10月に和歌山県である「紀の国わかやま大会」(全国障害者スポーツ大会)の会場で、手話や要約筆記で聴覚障害者とコミュニケーションを取るボランティアの研修会が、各地で開かれている。大会の全会場に「情報保障席」を設けると決めている県は「取り組みを通じ、会場を訪れる人に手話や要約筆記を知ってもらう機会にもしたい」と話している。
手話や要約筆記を用いるのは情報支援ボランティアと呼ばれる。県障害者スポーツ大会課によると、2013年9月に募集を始めたところ、想定の600人を上回る700人超が集まった。
会場で流れるアナウンスや試合の状況を情報保障席のホワイトボードに書いたり、聴覚障害がある競技入賞者に手話で感想を聞いたりするのが主な役割になる。
ただ、大会では目立つ服を着ることもあって交通手段や食事についてなど、いろいろなことを来場者から聞かれることも多い。競技のルールはもちろん、会場内の配置やタイムスケジュールも把握しておく必要があるという。このため、県は4月から、各競技の会場となる市町にボランティアに集まってもらい、研修会を開いている。
上富田町朝来の上富田スポーツセンターではこのほど、同町が会場となっている「フライングディスク」の情報支援ボランティアを対象にした研修会があった。

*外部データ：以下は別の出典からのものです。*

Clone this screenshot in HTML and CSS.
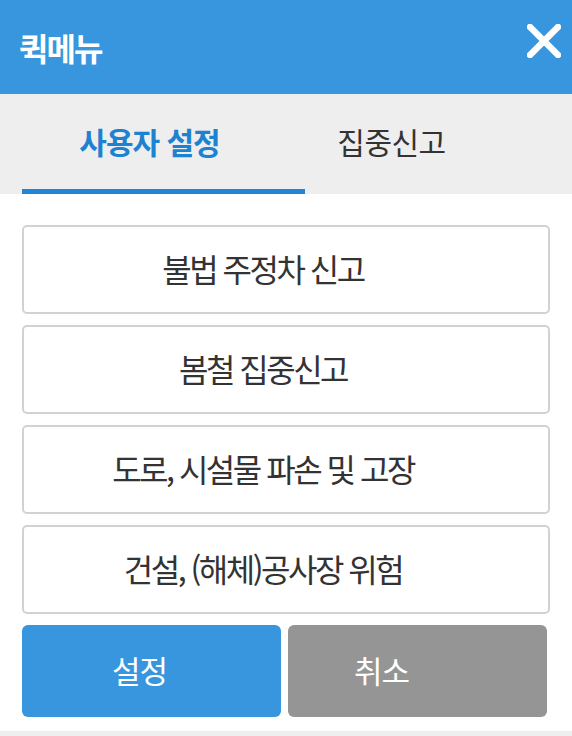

約60人の参加者は、競技団体の役員から競技について説明を受けたほか、県聴覚障害者情報センターの担当者からは「ボランティアの皆さんにも楽しんでもらいたい」などと助言を受けた。
要約筆記を担当する、すさみ町周参見の主婦芝恵子さん(51)は「何かの役に立てたらと思って応募した。和歌山の人は心が温かいなと感じてもらえるように頑張りたい」。自身も聴覚障害がある田辺市高雄2丁目の北武尚さん(75)は手話ボランティア。「初めてのことで多少の混乱はあるかもしれないが、皆さんと力を合わせ、笑顔でおもてなしをしたい。勇気を持って頑張ります」と笑顔だった。
各競技の研修会は5月10日まで。6月7日にはリハーサルとなる「県障害者スポーツ大会」があり、ボランティアらが役割を確認する。本番は10月24~26日。